Appointment with Danger
                             

Director: Lewis Allen
Year: 1950
Rating: 6.5

We have become so jaded since this film was made 75-years ago. It begins with a narrator extolling the virtues of the US Postal Service for a good minute or two - with short clips of the post office in action with one clip showing the sorters throwing a package into a pile. Oops - hope that wasn't fragile. Today we would laugh at that in a film. With an opening like that, I was anticipating a rote dull story about the Post Office Inspectors. Maybe tracking down a lost package in Dubuque, Iowa. But to my surprise it turns into a rough suspenseful crime film. It stars Alan Ladd playing his typical cynical unfeeling guy sparse with his words. By this time, Ladd could do that in his sleep.



I am always a bit surprised that Ladd was so big in the 1940s into the 50s. He never showed much acting range and he has never struck me as charismatic, but once he hit it big with This Gun for Hire and The Glass Key, he went from one action/adventure film to another - Westerns, period, crime. His personality fits his character well here - an Inspector with no time or desire for relationships or friends. He pisses off everyone he meets. One fellow Inspector says to him, "You don't know what a love affair is". "It's what goes on between a man and a .45 pistol that won't jam". Well, as the Beatles sang, Happiness is a warm Gun. It may have become the motto of the NRA.

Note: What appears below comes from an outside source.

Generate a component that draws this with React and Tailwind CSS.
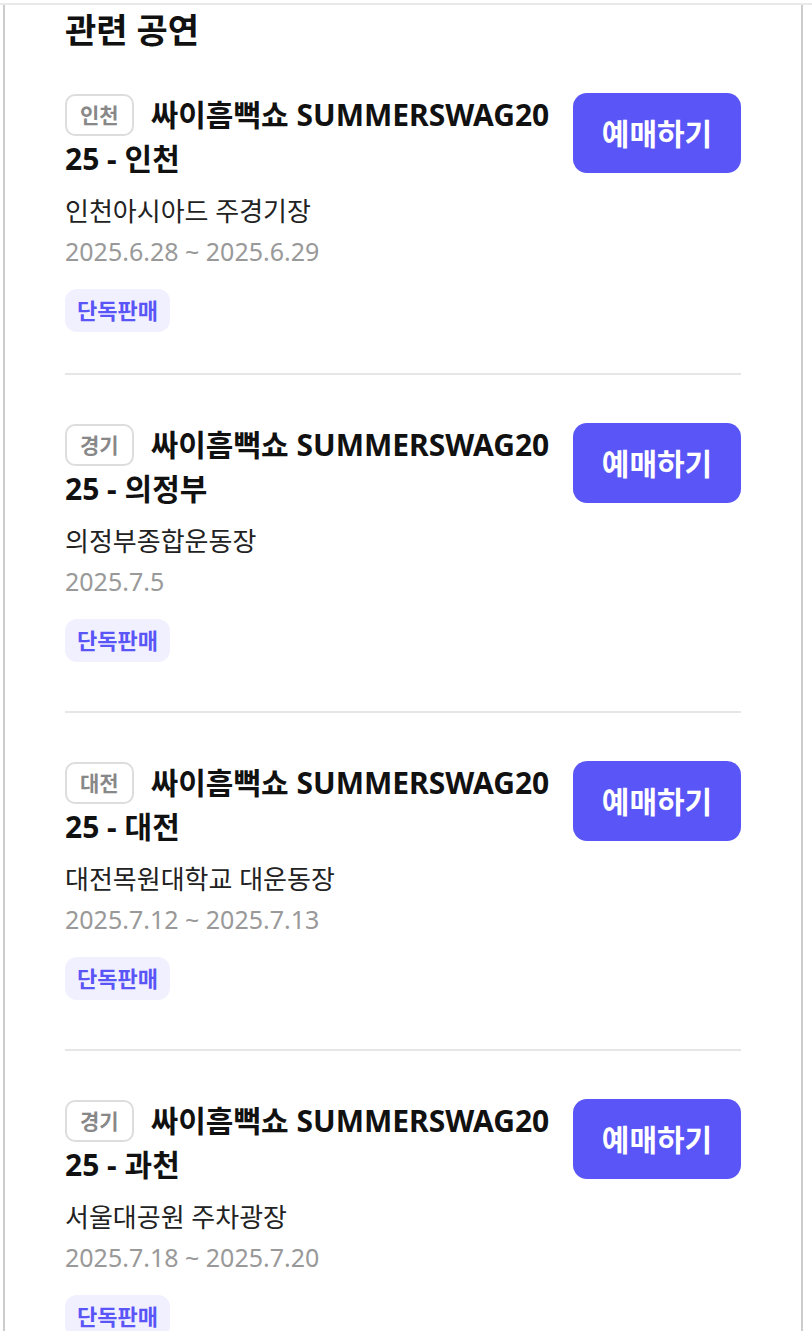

Another postal inspector has been strangled to death and his body dumped in an alleyway. As the lights play on their faces, you want to shout out Dragnet. The two killers are played by Jack Webb and Harry Morgan - cold ass killers. A nun (Phyllis Calvert) comes upon them without realizing what they are doing and walks away. Ladd has to track her down to another city and try to figure out why they killed him. The gang headed by the always smooth Paul Stewart is planning a mail robbery. The nun has identified Morgan and so he has to go. Ladd pretends to be corrupt looking for a payoff and slides into the gang - but with Webb wanting to kill him. They play a tough game of handball. Perhaps a coincidence or two too many and Ladd takes ridiculous risks but, at least he doesn't fall in love with the nun - or with the moll played wonderfully well by Jan Sterling with good taste in jazz.  One bit of useless trivia but was actually the reason I chose this. In the film Foul Play, Goldie goes to see an oldie double feature. Though they give it a different title, one of the films was clearly this one. Just in case it shows up on Jeopardy.